Même si nous savions comparer l’avant et l’après, la causalité resterait opaque : non seulement tous les traitements sont simultanés, mais il n’y a pas de « groupe de contrôle » – c’est-à-dire de sujets qui n’ont pas subi ce traitement.

Il y a pourtant des questions importantes, en dehors des questions sanitaires, auxquelles cette « expérimentation » pourrait répondre. Peut-on avoir des échanges économiques productifs sans se déplacer autant qu’avant ? Les réunions en « présentiel » sont-elles toutes nécessaires si on a Skype ou Zoom ? Les réseaux sociaux sont-ils addictifs, et cette addiction peut-elle nuire à notre équilibre mental ?

Heureusement, certains chercheurs ont pensé à mettre en œuvre des expériences plus ciblées qui nous éclairent sur ces questions – par exemple sur les effets d’un sevrage de Facebook sur le comportement et le bien-être d’un échantillon d’utilisateurs américains, juste avant les élections de mi-mandat de 2018 (« The Welfare Effects of Social Media », Hunt Allcott, Luca Braghieri, Sarah Eichmeyer et Matthew Gentzkow, American Economic Review n° 110/3, 2020).

Quatre types d’impacts

Les auteurs ont recruté un échantillon de 1 661 utilisateurs américains qui s’étaient déclarés prêts à éteindre Facebook pendant une période de quatre semaines contre un paiement de 102 dollars (94 euros). La moitié ont reçu une demande de désactivation, avec vérification automatique du lien à leur page, l’autre moitié ont continué comme avant.

Les chercheurs ont enquêté sur quatre types d’impacts : les autres activités qui ont rempli le temps occupé auparavant par Facebook, le suivi des informations politiques, le sentiment de bien-être à la fin de l’expérience, et l’impact sur l’utilisation de Facebook dans les semaines suivantes.

Premier constat : quand Facebook s’éteint, les gens passent davantage de temps avec leurs proches, et non pas à d’autres activités en ligne.

Deuxième constat, les gens s’intéressent moins à la politique.

Troisième constat, ils disent que leur bien-être a augmenté. Et même plusieurs semaines après, ils utilisent beaucoup moins Facebook et semblent contents de cet état des choses. Cela semble conforter l’hypothèse que Facebook a des propriétés addictives – on s’en sert volontairement, même si in fine ça ne nous rend pas forcément plus heureux.

Des leçons pertinentes

Les leçons pour notre période de confinement sont pertinentes. Est-il utile pour tous ces cadres supérieurs et ces hauts fonctionnaires de prendre l’avion pour se rendre à une réunion « essentielle » en province, à Paris ou à l’étranger ? Ne serait-il pas mieux, pour leur équilibre mental comme pour leur empreinte de carbone, de rester chez eux ?
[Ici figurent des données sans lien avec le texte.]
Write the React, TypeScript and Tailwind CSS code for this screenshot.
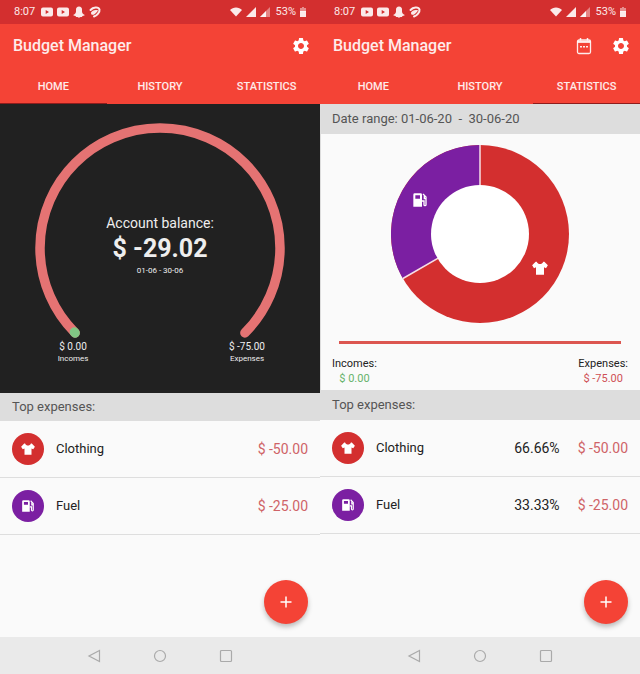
import React, { type ReactNode } from "react";
import { MdSettings } from "react-icons/md";

type IconProps = { className?: string };

function ShirtIcon({ className }: IconProps) {
  return (
    <svg viewBox="0 0 24 24" fill="currentColor" className={className} aria-hidden="true">
      <path d="M7 2.500c1 2.500 3 3.500 5 3.500s4-1 5-3.500h1.500L23.800 8 21 12.500l-3-1.500V22H6V11l-3 1.500L.2 8l5.300-5.500Z" />
    </svg>
  );
}

function FuelIcon({ className }: IconProps) {
  return (
    <svg viewBox="0 0 24 24" className={className} aria-hidden="true">
      <path fill="currentColor" fillRule="evenodd" d="M4 2h9a2 2 0 0 1 2 2v18H2V4a2 2 0 0 1 2-2Zm1 3v5h7V5Z" />
      <path fill="none" stroke="currentColor" strokeWidth="2" d="m16.500 3 4.500 4.500V19a1.500 1.500 0 0 1-3 0v-5.500h-3M21 10h-2.500V6" />
    </svg>
  );
}

function CalendarIcon() {
  return (
    <svg viewBox="0 0 18 18" className="size-[18px]" fill="none" stroke="currentColor" aria-hidden="true">
      <rect x="2.500" y="3" width="13" height="13.500" rx="1.500" strokeWidth="1.300" />
      <path d="M2.500 4.800h13" strokeWidth="2.200" />
      <path d="M5.500 1v2.500M12.500 1v2.500" strokeWidth="1.500" />
      <path d="M5 9.800h2M8 9.800h2M11 9.800h2" strokeWidth="1.500" />
    </svg>
  );
}

function VideoIcon() {
  return (
    <svg viewBox="0 0 12 10" className="h-2.5 w-3" fill="currentColor" aria-hidden="true">
      <path fillRule="evenodd" d="M2 .5h8a2 2 0 0 1 2 2v5a2 2 0 0 1-2 2H2a2 2 0 0 1-2-2v-5a2 2 0 0 1 2-2Zm2.700 2.500v4L8 5Z" />
    </svg>
  );
}

function GhostIcon() {
  return (
    <svg viewBox="0 0 12 12" className="size-3" fill="currentColor" aria-hidden="true">
      <path d="M6 .5c2 0 3 1.400 3 3v2c0 1.500 1 2.600 2.500 3.200v.8l-2 .5-.6.900H7.500L6 11.700 4.500 10.900H3.100L2.500 10l-2-.5v-.8C2 8.100 3 7 3 5.500v-2c0-1.600 1-3 3-3Z" />
    </svg>
  );
}

function AirtelIcon() {
  return (
    <svg viewBox="0 0 24 24" className="size-3" fill="none" stroke="currentColor" strokeWidth="4" strokeLinecap="round" aria-hidden="true">
      <path d="M3 8C8 2 19 1 21 7c1 5-5 12-11 14M15 10c-4-1-10 3-9 5 2 2 6-1 9-5Z" />
    </svg>
  );
}

function StatusBar() {
  return (
    <div className="flex h-6 items-center justify-between bg-[#d32f2f] px-3.5 text-[11px] text-white/90">
      <div className="flex items-center gap-1">
        <span className="mr-0.5">8:07</span>
        <VideoIcon />
        <VideoIcon />
        <GhostIcon />
        <AirtelIcon />
      </div>
      <div className="flex items-center gap-1">
        <svg viewBox="0 0 12 10" className="h-2.5 w-3" fill="currentColor" aria-hidden="true">
          <path d="M0 3C3-.5 9-.5 12 3L6 9.500Z" />
        </svg>
        <svg viewBox="0 0 10 10" className="size-2.5" fill="currentColor" aria-hidden="true">
          <path d="M10 0v10H0Z" />
        </svg>
        <svg viewBox="0 0 10 10" className="size-2.5" fill="currentColor" aria-hidden="true">
          <path opacity=".45" d="M10 0v10H0Z" />
          <path d="M6 4v6H0Z" />
        </svg>
        <span className="ml-0.5">53%</span>
        <svg viewBox="0 0 6 10" className="h-2.5 w-1.5" fill="currentColor" aria-hidden="true">
          <path opacity=".5" d="M2 0h2v1h2v4H0V1h2Z" />
          <path d="M0 4h6v6H0Z" />
        </svg>
      </div>
    </div>
  );
}

const tabs = ["HOME", "HISTORY", "STATISTICS"];

function AppBar({ active, calendar = false }: { active: string; calendar?: boolean }) {
  return (
    <header className="bg-[#f44336] text-white/90">
      <StatusBar />
      <div className="flex h-11 items-center justify-between px-[9px]">
        <h1 className="pl-1 text-base font-medium">Budget Manager</h1>
        <div className="flex items-center gap-[18px]">
          {calendar && (
            <button type="button" aria-label="Date range">
              <CalendarIcon />
            </button>
          )}
          <button type="button" aria-label="Settings" className="text-white">
            <MdSettings className="size-5" />
          </button>
        </div>
      </div>
      <div role="tablist" className="grid h-9 grid-cols-3 text-[11px] font-medium">
        {tabs.map((tab) => (
          <button
            key={tab}
            type="button"
            role="tab"
            aria-selected={tab === active}
            className={tab === active ? "border-b border-[#8e1c1c] pt-1" : "border-b border-transparent pt-1"}
          >
            {tab}
          </button>
        ))}
      </div>
    </header>
  );
}

const expenses = [
  { name: "Clothing", percent: "66.66%", amount: "$ -50.00", color: "bg-[#d32f2f]", Icon: ShirtIcon },
  { name: "Fuel", percent: "33.33%", amount: "$ -25.00", color: "bg-[#7b1fa2]", Icon: FuelIcon },
];

function ExpenseList({ percentages = false }: { percentages?: boolean }) {
  return (
    <ul className="text-sm">
      {expenses.map(({ name, percent, amount, color, Icon }) => (
        <li key={name} className="flex h-[57px] items-center border-b border-[#dedede] px-3">
          <span className={`flex size-8 items-center justify-center rounded-full text-white ${color}`}>
            <Icon className="size-3.5" />
          </span>
          <span className="ml-3 flex-1 text-[13px] text-[#222]">{name}</span>
          {percentages && <span className="mr-[18px] text-[#222]">{percent}</span>}
          <span className="text-[#cf6367]">{amount}</span>
        </li>
      ))}
    </ul>
  );
}

function NavBar() {
  return (
    <nav className="flex h-[37px] items-center justify-center gap-[52px] bg-[#eaeaea] text-[#aaa]">
      <button type="button" aria-label="Back">
        <svg viewBox="0 0 14 14" className="size-3.5" fill="none" stroke="currentColor" strokeWidth="1.200" aria-hidden="true">
          <path d="M12.500 1.500v11L2 7Z" />
        </svg>
      </button>
      <button type="button" aria-label="Home">
        <svg viewBox="0 0 14 14" className="size-3.5" fill="none" stroke="currentColor" strokeWidth="1.200" aria-hidden="true">
          <circle cx="7" cy="7" r="5.500" />
        </svg>
      </button>
      <button type="button" aria-label="Recent apps">
        <svg viewBox="0 0 14 14" className="size-3.5" fill="none" stroke="currentColor" strokeWidth="1.200" aria-hidden="true">
          <rect x="1.500" y="1.500" width="11" height="11" rx="1" />
        </svg>
      </button>
    </nav>
  );
}

function Phone({ children }: { children: ReactNode }) {
  return (
    <section className="relative flex min-w-0 flex-col bg-[#fafafa]">
      <div className="flex-1">{children}</div>
      <button
        type="button"
        aria-label="Add transaction"
        className="absolute right-3 bottom-[50px] flex size-11 items-center justify-center rounded-full bg-[#f44336] text-white shadow-[0_3px_5px_rgba(0,0,0,0.25)]"
      >
        <svg viewBox="0 0 12 12" className="size-3" stroke="currentColor" strokeWidth="1.500" aria-hidden="true">
          <path d="M6 .5v11M.5 6h11" />
        </svg>
      </button>
      <NavBar />
    </section>
  );
}

function BalanceGauge() {
  return (
    <div className="h-[289px] bg-[#212121] pt-[19px] text-[#eee]">
      <div className="mx-auto w-[250px]">
        <div className="grid">
          <svg viewBox="0 0 250 216" className="col-start-1 row-start-1 w-full" fill="none" strokeLinecap="round" aria-hidden="true">
            <path d="M40.100 209.900A120 120 0 1 1 209.900 209.900" stroke="#e57373" strokeWidth="9.500" />
            <path d="M39.400 209.100l.7.8" stroke="#81c784" strokeWidth="9.500" />
          </svg>
          <div className="col-start-1 row-start-1 pt-[90px] text-center">
            <p className="text-sm leading-5">Account balance:</p>
            <p className="text-[25px] leading-8 font-bold">$ -29.02</p>
            <p className="text-[8px] leading-3">01-06 - 30-06</p>
          </div>
        </div>
        <div className="flex justify-between text-center leading-3">
          <p className="w-19 pt-0.5 text-[10px]">
            $ 0.00
            <span className="block text-[8px]">Incomes</span>
          </p>
          <p className="w-19 pt-0.5 text-[10px]">
            $ -75.00
            <span className="block text-[8px]">Expenses</span>
          </p>
        </div>
      </div>
    </div>
  );
}

function ExpenseDonut() {
  return (
    <div className="h-64 px-3 pt-[11px] shadow-[inset_1px_0_#ddd]">
      <svg viewBox="0 0 178 178" className="mx-auto size-[178px]" role="img" aria-label="Expenses by category">
        <circle cx="89" cy="89" r="89" fill="#d32f2f" />
        <path d="M89 89V0A89 89 0 0 0 11.900 133.500Z" fill="#7b1fa2" />
        <path d="M89 0v89L11.900 133.500" fill="none" stroke="#f7dfe5" strokeWidth="1.500" />
        <circle cx="89" cy="89" r="49" fill="#fff" />
        <svg x="21" y="47" width="16" height="16" className="text-white">
          <FuelIcon />
        </svg>
        <svg x="141" y="115" width="16" height="16" className="text-white">
          <ShirtIcon />
        </svg>
      </svg>
      <div className="mx-[7px] mt-[18px] h-[3px] bg-[#dc5650]" />
      <div className="mt-3 flex justify-between text-center text-[11px] leading-[15px]">
        <p className="text-[#222]">
          Incomes:
          <span className="block text-[#66b36a]">$ 0.00</span>
        </p>
        <p className="text-[#222]">
          Expenses:
          <span className="block text-[#cf5055]">$ -75.00</span>
        </p>
      </div>
    </div>
  );
}

export default function App() {
  return (
    <main className="grid min-h-screen grid-cols-2 font-['Roboto','Liberation_Sans',sans-serif]">
      <Phone>
        <AppBar active="HOME" />
        <BalanceGauge />
        <h2 className="flex h-7 items-center bg-[#ddd] px-3 text-[13px] text-[#555]">Top expenses:</h2>
        <ExpenseList />
      </Phone>
      <Phone>
        <AppBar active="STATISTICS" calendar />
        <p className="flex h-[30px] items-center bg-[#ddd] px-3 text-[13px] whitespace-pre text-[#555]">
          Date range: 01-06-20{"  -  "}30-06-20
        </p>
        <ExpenseDonut />
        <h2 className="flex h-[30px] items-center bg-[#ddd] px-3 text-[13px] text-[#555]">Top expenses:</h2>
        <ExpenseList percentages />
      </Phone>
    </main>
  );
}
Imaginez, par exemple, une expérience menée par des chercheurs avec la collaboration de contrôleurs aériens. Ceux-ci annuleraient de manière totalement aléatoire un certain nombre de vols, empêchant ainsi hommes et femmes d’affaires et hauts fonctionnaires d’assister à leurs réunions, quitte à substituer une présence téléphonique ou télévisuelle à leur présence réelle.

Les chercheurs noteraient l’impact sur les émissions de carbone, la productivité des entreprises, le bien-être des cadres. On verrait si finalement toutes ces réunions auraient été aussi importantes et productives que cela…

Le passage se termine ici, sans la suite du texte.